物語は、W・ホールデン演じるフランクが10代の奔放な少女と恋に落ちる‥というものである。年の差カップルを描いたメロドラマは取り立てて目新しくはないが、これを飽きなく見せたイーストウッドの語り口は見事だ。下手に作ってしまうとコメディ、あるいはご都合主義のドラマに写りかねないが、イーストウッドの端正な演出のおかげで余り白々しさを感じさせない。むしろ、何だか微笑ましく見れてしまい、二人のやり取りは終始面白く見ることが出来た。
まず、フランクとブリージーのコントラストを効かせたキャラクターが面白い。
冷徹な仕事人間フランクは、離婚という苦い経験から愛に対して失望している。序盤で彼は娼婦の電話番号が書かれたたメモを灰皿に捨てるが、この演技で彼が孤立したリアリストであることを一発で分からせている。見事な人物造形だ。

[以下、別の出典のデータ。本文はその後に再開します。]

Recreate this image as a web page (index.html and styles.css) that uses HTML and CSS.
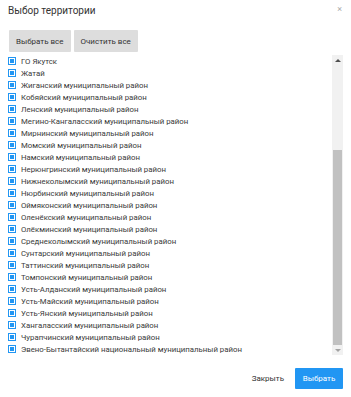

一方のブリージーはジーンズにギター、ボサボサの髪の毛。身なりは典型的なヒッピー少女である。世間知らずで幼稚なところがあるかと思えば、大人を翻弄する計算高さも持っていて、己の価値というものをきちんと理解しているしっかり者である。悪く言えば狡猾、よく言えば聡明。これがフランクとのやり取りの中で見えてくる。
尚、ブリージーを演じた女優は初見であるが、笑顔がどことなくヒラリー・スワンクに似ていると思った。彼女が主演しイーストウッドが監督したオスカー作品「ミリオンダラー・ベイビー」(2004米)も、ある意味では年の差カップルの恋愛ドラマと言うこともできる。その原型を本作の中に何となく見る事が出来た。
ラストにはしみじみとさせられた。要は外見ではなく中味‥ということなのだろう。この時のブリージーのセリフが良い。彼女の上昇志向な性格がよく出たセリフで清々しい気分にさせてくれる。
また、その手前のシーンも良かった。二人が過ごした時間の濃密さをこういう形で表現されると感極まってしまう。これもイーストウッドの演出の上手さだろう。
犬やギターといったアイテムの使い方も、物語の中で上手く機能している。特に、犬の名前が洒落ている。「大いに愛してください」とは、ブリージーの気持ちの代弁であろう。彼女の愛らしさがよく表れていると思った。